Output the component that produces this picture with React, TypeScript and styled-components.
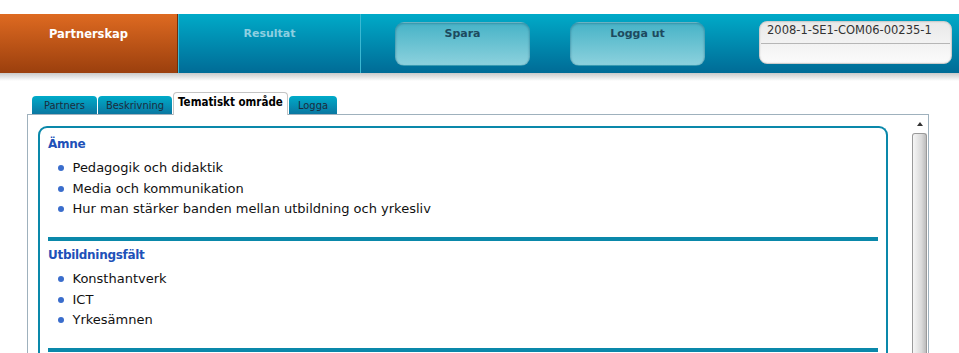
import React from 'react';
import styled, { createGlobalStyle } from 'styled-components';

const GlobalStyle = createGlobalStyle`
  html, body {
    margin: 0;
    padding: 0;
    background: #fff;
    overflow: hidden;
  }
  body {
    font-family: "DejaVu Sans", Verdana, sans-serif;
    color: #111;
  }
`;

const TopStrip = styled.div`
  height: 14px;
`;

const Header = styled.header`
  display: flex;
  height: 59px;
  background: linear-gradient(#00aac8, #006b96);
`;

const NavItem = styled.div<{ $primary?: boolean; $width: number }>`
  box-sizing: border-box;
  width: ${props => props.$width}px;
  padding-top: 13px;
  text-align: center;
  font-size: ${props => (props.$primary ? '11.5px' : '11px')};
  line-height: 14px;
  font-weight: bold;
  color: ${props => (props.$primary ? '#ffffff' : '#8dcfe1')};
  background: ${props =>
    props.$primary ? 'linear-gradient(#de6a21, #9b3f0d)' : 'transparent'};
  border-right: 1px solid ${props => (props.$primary ? '#6f2e0b' : '#3bb8d2')};
  border-left: ${props => (props.$primary ? 'none' : '1px solid #3bb8d2')};
`;

const Actions = styled.div`
  display: flex;
  gap: 40px;
  padding: 8px 0 0 34px;
`;

const ActionButton = styled.div`
  box-sizing: border-box;
  width: 135px;
  height: 44px;
  padding-top: 4px;
  border-radius: 9px;
  border: 1px solid rgba(0, 70, 100, 0.22);
  background: linear-gradient(#47b3c7, #8cd1dd);
  box-shadow: inset 0 1px 2px rgba(0, 50, 80, 0.25);
  text-align: center;
  font-size: 11px;
  line-height: 14px;
  font-weight: bold;
  color: #1d4a5e;
`;

const IdBox = styled.div`
  box-sizing: border-box;
  display: flex;
  flex-direction: column;
  width: 193px;
  height: 43px;
  margin: 7px 7px 0 auto;
  border: 1px solid #cdcdcd;
  border-radius: 8px;
  background: linear-gradient(#e9e9e9, #fbfbfb);
  box-shadow: inset 0 0 2px rgba(0, 0, 0, 0.12);
`;

const IdValue = styled.div`
  box-sizing: border-box;
  height: 22px;
  margin: 0 1px;
  padding: 1px 6px 0;
  border-bottom: 1px solid #b6b6b6;
  font-size: 11.5px;
  line-height: 14px;
  color: #333;
`;

const HeaderShadow = styled.div`
  height: 8px;
  background: linear-gradient(#c9c9c9, #ffffff);
`;

const Main = styled.main`
  padding: 11px 0 0 27px;
`;

const TabRow = styled.div`
  display: flex;
  align-items: flex-end;
  gap: 1px;
  height: 22px;
  padding-left: 5px;
`;

const Tab = styled.div<{ $active?: boolean; $width: number }>`
  box-sizing: border-box;
  width: ${props => props.$width}px;
  font-family: "DejaVu Sans Condensed", "DejaVu Sans", sans-serif;
  font-stretch: condensed;
  text-align: center;
  border-radius: 4px 4px 0 0;
  white-space: nowrap;
  ${props =>
    props.$active
      ? `
    position: relative;
    z-index: 1;
    height: 23px;
    margin-bottom: -1px;
    padding-top: 1px;
    background: #fff;
    border: 1px solid #c4c4c4;
    border-bottom: none;
    font-size: 11.5px;
    line-height: 17px;
    font-weight: bold;
    color: #000;
  `
      : `
    height: 18px;
    padding-top: 1px;
    background: linear-gradient(#00abc9, #0a77a1);
    font-size: 11px;
    line-height: 17px;
    color: #1b2c3c;
  `}
`;

const Panel = styled.section`
  box-sizing: border-box;
  display: flex;
  width: 902px;
  height: 260px;
  border: 1px solid #9fb1bd;
  border-bottom: none;
`;

const Content = styled.div`
  flex: 1;
  padding: 11px 24px 0 10px;
`;

const InnerBox = styled.div`
  min-height: 300px;
  padding: 0 8px;
  border: 2px solid #0a88aa;
  border-bottom: none;
  border-radius: 9px 9px 0 0;
`;

const Section = styled.div`
  padding: 6px 0 17.5px;
  border-bottom: 4px solid #0a88aa;

  &:first-child {
    padding-top: 8px;
  }
`;

const Heading = styled.h3`
  margin: 0 0 6px;
  font-size: 12px;
  line-height: 16px;
  font-weight: bold;
  letter-spacing: -0.3px;
  color: #2050b8;
`;

const List = styled.ul`
  list-style: none;
  margin: 0;
  padding: 0 0 0 10px;
`;

const Item = styled.li`
  display: flex;
  align-items: center;
  font-size: 13px;
  line-height: 20.5px;
  color: #111;

  &::before {
    content: '';
    width: 6px;
    height: 6px;
    margin-right: 8.5px;
    border-radius: 50%;
    background: #3a6dcc;
  }
`;

const Scrollbar = styled.div`
  display: flex;
  flex-direction: column;
  width: 16px;
  background: #fff;
`;

const ArrowUp = styled.div`
  display: flex;
  align-items: center;
  justify-content: center;
  height: 18px;

  &::after {
    content: '';
    border-left: 3.5px solid transparent;
    border-right: 3.5px solid transparent;
    border-bottom: 4px solid #333;
  }
`;

const Thumb = styled.div`
  flex: 1;
  margin-right: 1px;
  border: 1px solid #9a9a9a;
  border-bottom: none;
  border-radius: 3px 3px 0 0;
  background: linear-gradient(to right, #f6f6f6, #dadada 65%, #bcbcbc);
`;

const sections = [
  {
    title: 'Ämne',
    items: [
      'Pedagogik och didaktik',
      'Media och kommunikation',
      'Hur man stärker banden mellan utbildning och yrkesliv',
    ],
  },
  {
    title: 'Utbildningsfält',
    items: ['Konsthantverk', 'ICT', 'Yrkesämnen'],
  },
];

const tabs = [
  { label: 'Partners', width: 65 },
  { label: 'Beskrivning', width: 74 },
  { label: 'Tematiskt område', width: 115, active: true },
  { label: 'Logga', width: 48 },
];

const App: React.FC = () => {
  return (
    <>
      <GlobalStyle />
      <TopStrip />
      <Header>
        <NavItem $primary $width={178}>Partnerskap</NavItem>
        <NavItem $width={183}>Resultat</NavItem>
        <Actions>
          <ActionButton>Spara</ActionButton>
          <ActionButton>Logga ut</ActionButton>
        </Actions>
        <IdBox>
          <IdValue>2008-1-SE1-COM06-00235-1</IdValue>
        </IdBox>
      </Header>
      <HeaderShadow />
      <Main>
        <TabRow>
          {tabs.map(tab => (
            <Tab key={tab.label} $active={tab.active} $width={tab.width}>
              {tab.label}
            </Tab>
          ))}
        </TabRow>
        <Panel>
          <Content>
            <InnerBox>
              {sections.map(section => (
                <Section key={section.title}>
                  <Heading>{section.title}</Heading>
                  <List>
                    {section.items.map(item => (
                      <Item key={item}>{item}</Item>
                    ))}
                  </List>
                </Section>
              ))}
            </InnerBox>
          </Content>
          <Scrollbar>
            <ArrowUp />
            <Thumb />
          </Scrollbar>
        </Panel>
      </Main>
    </>
  );
};

export default App;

» **Goal of the exercise**
Your task is to repeat the data above exactly while excluding the pictures.

» **Exercise response**
Output the component that produces this picture with React, TypeScript and styled-components.
import React from 'react';
import styled, { createGlobalStyle } from 'styled-components';

const GlobalStyle = createGlobalStyle`
  html, body {
    margin: 0;
    padding: 0;
    background: #fff;
    overflow: hidden;
  }
  body {
    font-family: "DejaVu Sans", Verdana, sans-serif;
    color: #111;
  }
`;

const TopStrip = styled.div`
  height: 14px;
`;

const Header = styled.header`
  display: flex;
  height: 59px;
  background: linear-gradient(#00aac8, #006b96);
`;

const NavItem = styled.div<{ $primary?: boolean; $width: number }>`
  box-sizing: border-box;
  width: ${props => props.$width}px;
  padding-top: 13px;
  text-align: center;
  font-size: ${props => (props.$primary ? '11.5px' : '11px')};
  line-height: 14px;
  font-weight: bold;
  color: ${props => (props.$primary ? '#ffffff' : '#8dcfe1')};
  background: ${props =>
    props.$primary ? 'linear-gradient(#de6a21, #9b3f0d)' : 'transparent'};
  border-right: 1px solid ${props => (props.$primary ? '#6f2e0b' : '#3bb8d2')};
  border-left: ${props => (props.$primary ? 'none' : '1px solid #3bb8d2')};
`;

const Actions = styled.div`
  display: flex;
  gap: 40px;
  padding: 8px 0 0 34px;
`;

const ActionButton = styled.div`
  box-sizing: border-box;
  width: 135px;
  height: 44px;
  padding-top: 4px;
  border-radius: 9px;
  border: 1px solid rgba(0, 70, 100, 0.22);
  background: linear-gradient(#47b3c7, #8cd1dd);
  box-shadow: inset 0 1px 2px rgba(0, 50, 80, 0.25);
  text-align: center;
  font-size: 11px;
  line-height: 14px;
  font-weight: bold;
  color: #1d4a5e;
`;

const IdBox = styled.div`
  box-sizing: border-box;
  display: flex;
  flex-direction: column;
  width: 193px;
  height: 43px;
  margin: 7px 7px 0 auto;
  border: 1px solid #cdcdcd;
  border-radius: 8px;
  background: linear-gradient(#e9e9e9, #fbfbfb);
  box-shadow: inset 0 0 2px rgba(0, 0, 0, 0.12);
`;

const IdValue = styled.div`
  box-sizing: border-box;
  height: 22px;
  margin: 0 1px;
  padding: 1px 6px 0;
  border-bottom: 1px solid #b6b6b6;
  font-size: 11.5px;
  line-height: 14px;
  color: #333;
`;

const HeaderShadow = styled.div`
  height: 8px;
  background: linear-gradient(#c9c9c9, #ffffff);
`;

const Main = styled.main`
  padding: 11px 0 0 27px;
`;

const TabRow = styled.div`
  display: flex;
  align-items: flex-end;
  gap: 1px;
  height: 22px;
  padding-left: 5px;
`;

const Tab = styled.div<{ $active?: boolean; $width: number }>`
  box-sizing: border-box;
  width: ${props => props.$width}px;
  font-family: "DejaVu Sans Condensed", "DejaVu Sans", sans-serif;
  font-stretch: condensed;
  text-align: center;
  border-radius: 4px 4px 0 0;
  white-space: nowrap;
  ${props =>
    props.$active
      ? `
    position: relative;
    z-index: 1;
    height: 23px;
    margin-bottom: -1px;
    padding-top: 1px;
    background: #fff;
    border: 1px solid #c4c4c4;
    border-bottom: none;
    font-size: 11.5px;
    line-height: 17px;
    font-weight: bold;
    color: #000;
  `
      : `
    height: 18px;
    padding-top: 1px;
    background: linear-gradient(#00abc9, #0a77a1);
    font-size: 11px;
    line-height: 17px;
    color: #1b2c3c;
  `}
`;

const Panel = styled.section`
  box-sizing: border-box;
  display: flex;
  width: 902px;
  height: 260px;
  border: 1px solid #9fb1bd;
  border-bottom: none;
`;

const Content = styled.div`
  flex: 1;
  padding: 11px 24px 0 10px;
`;

const InnerBox = styled.div`
  min-height: 300px;
  padding: 0 8px;
  border: 2px solid #0a88aa;
  border-bottom: none;
  border-radius: 9px 9px 0 0;
`;

const Section = styled.div`
  padding: 6px 0 17.5px;
  border-bottom: 4px solid #0a88aa;

  &:first-child {
    padding-top: 8px;
  }
`;

const Heading = styled.h3`
  margin: 0 0 6px;
  font-size: 12px;
  line-height: 16px;
  font-weight: bold;
  letter-spacing: -0.3px;
  color: #2050b8;
`;

const List = styled.ul`
  list-style: none;
  margin: 0;
  padding: 0 0 0 10px;
`;

const Item = styled.li`
  display: flex;
  align-items: center;
  font-size: 13px;
  line-height: 20.5px;
  color: #111;

  &::before {
    content: '';
    width: 6px;
    height: 6px;
    margin-right: 8.5px;
    border-radius: 50%;
    background: #3a6dcc;
  }
`;

const Scrollbar = styled.div`
  display: flex;
  flex-direction: column;
  width: 16px;
  background: #fff;
`;

const ArrowUp = styled.div`
  display: flex;
  align-items: center;
  justify-content: center;
  height: 18px;

  &::after {
    content: '';
    border-left: 3.5px solid transparent;
    border-right: 3.5px solid transparent;
    border-bottom: 4px solid #333;
  }
`;

const Thumb = styled.div`
  flex: 1;
  margin-right: 1px;
  border: 1px solid #9a9a9a;
  border-bottom: none;
  border-radius: 3px 3px 0 0;
  background: linear-gradient(to right, #f6f6f6, #dadada 65%, #bcbcbc);
`;

const sections = [
  {
    title: 'Ämne',
    items: [
      'Pedagogik och didaktik',
      'Media och kommunikation',
      'Hur man stärker banden mellan utbildning och yrkesliv',
    ],
  },
  {
    title: 'Utbildningsfält',
    items: ['Konsthantverk', 'ICT', 'Yrkesämnen'],
  },
];

const tabs = [
  { label: 'Partners', width: 65 },
  { label: 'Beskrivning', width: 74 },
  { label: 'Tematiskt område', width: 115, active: true },
  { label: 'Logga', width: 48 },
];

const App: React.FC = () => {
  return (
    <>
      <GlobalStyle />
      <TopStrip />
      <Header>
        <NavItem $primary $width={178}>Partnerskap</NavItem>
        <NavItem $width={183}>Resultat</NavItem>
        <Actions>
          <ActionButton>Spara</ActionButton>
          <ActionButton>Logga ut</ActionButton>
        </Actions>
        <IdBox>
          <IdValue>2008-1-SE1-COM06-00235-1</IdValue>
        </IdBox>
      </Header>
      <HeaderShadow />
      <Main>
        <TabRow>
          {tabs.map(tab => (
            <Tab key={tab.label} $active={tab.active} $width={tab.width}>
              {tab.label}
            </Tab>
          ))}
        </TabRow>
        <Panel>
          <Content>
            <InnerBox>
              {sections.map(section => (
                <Section key={section.title}>
                  <Heading>{section.title}</Heading>
                  <List>
                    {section.items.map(item => (
                      <Item key={item}>{item}</Item>
                    ))}
                  </List>
                </Section>
              ))}
            </InnerBox>
          </Content>
          <Scrollbar>
            <ArrowUp />
            <Thumb />
          </Scrollbar>
        </Panel>
      </Main>
    </>
  );
};

export default App;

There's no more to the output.